Published March 04, 2011, 07:15 AM

U.N.: Food prices at 20-year high

ST. LOUIS (AP) — Prices for major crops climbed Thursday as a U.N. agency said food costs are now at their highest point since the agency began tracking them 20 years ago. Global prices have surged 2.2 percent just in the past month, according to the U.N.’s Food and Agriculture Organization in Rome. The FAO’s index, which measures the price of staple food items and big commercial crops like corn and soybeans, reached its highest level since 1990.

ST. LOUIS (AP) — Prices for major crops climbed Thursday as a U.N. agency said food costs are now at their highest point since the agency began tracking them 20 years ago.

Global prices have surged 2.2 percent just in the past month, according to the U.N.’s Food and Agriculture Organization in Rome. The FAO’s index, which measures the price of staple food items and big commercial crops like corn and soybeans, reached its highest level since 1990.

The price increases have been driven by cereals, meat and dairy products. After rising for eight months, global prices of corn, wheat and soybeans are near record levels set in 2008, when riots erupted in countries like Haiti and U.S. food prices jumped.

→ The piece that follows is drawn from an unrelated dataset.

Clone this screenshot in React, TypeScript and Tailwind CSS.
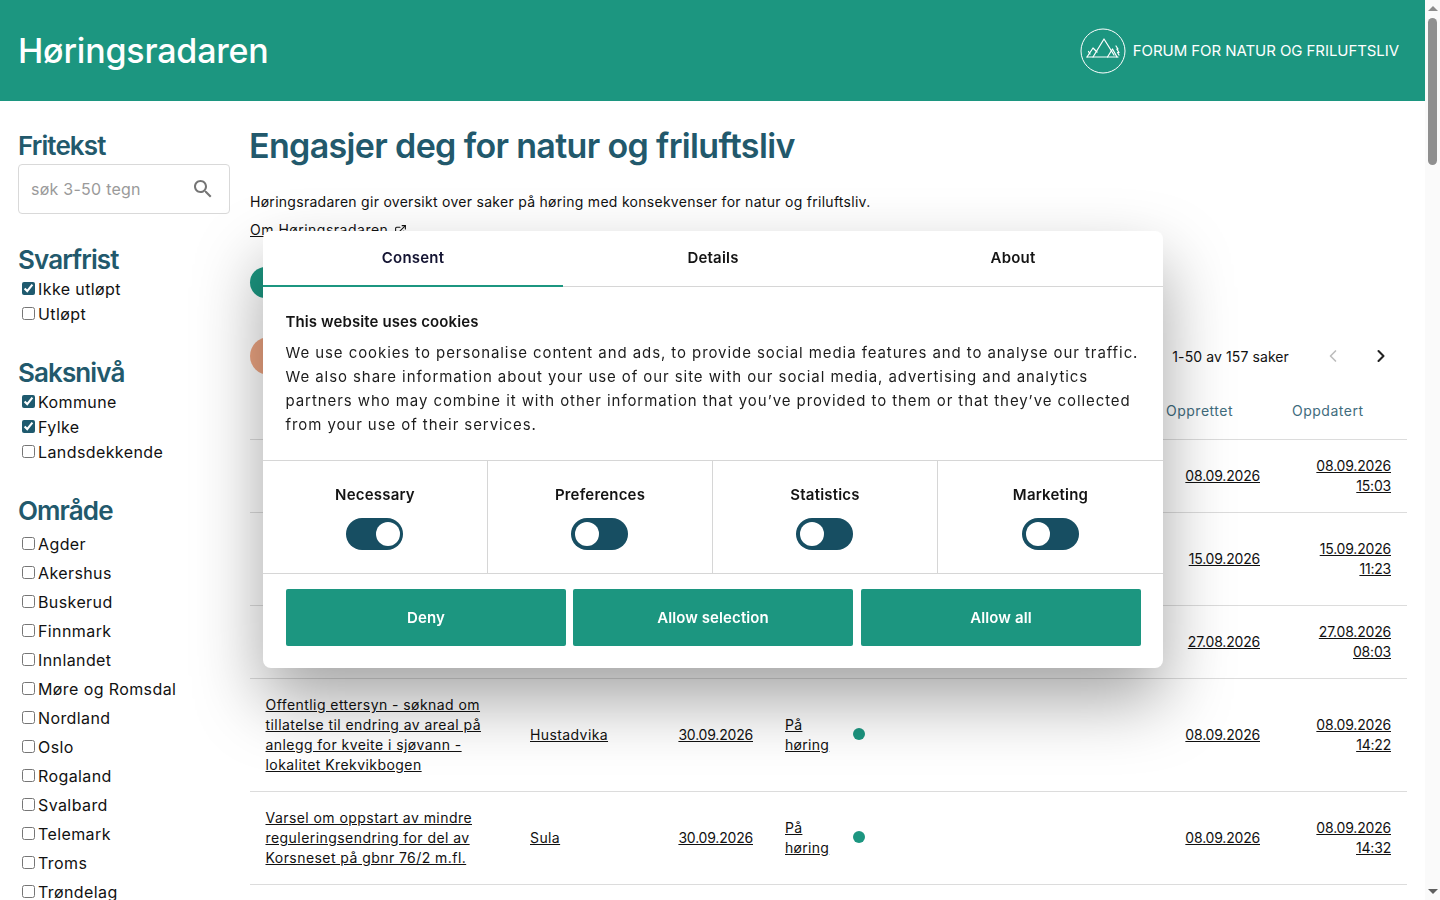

U.S. consumers are relatively shielded from the higher grain costs. Average incomes are higher in the United States than in most of the world. And the cost of grain represents only a small portion of the prices U.S. consumers pay for food products. Still, U.S. prices are expected to creep up later this year for items ranging from poultry to soda to wheat bread.

In the developing world, the effects have been dire. Higher food prices have pushed an estimated 44 million people into extreme poverty. Economists think the problem could worsen as governments curtail grain exports to increase their own stockpiles.

At the heart of the problem is rising demand for crops. New middle-class consumers in China and India are eating more grain and meat than ever. At the same time, a burgeoning ethanol industry in the United States is consuming about 40 percent of the entire corn crop.

“Stock levels have run down, and that’s partly for policy reasons,” said David Hallam, director of FAO’s trade and market division, referring to mandates in the United States for how much corn-based ethanol must be used in gasoline. “There isn’t much of a cushion there.”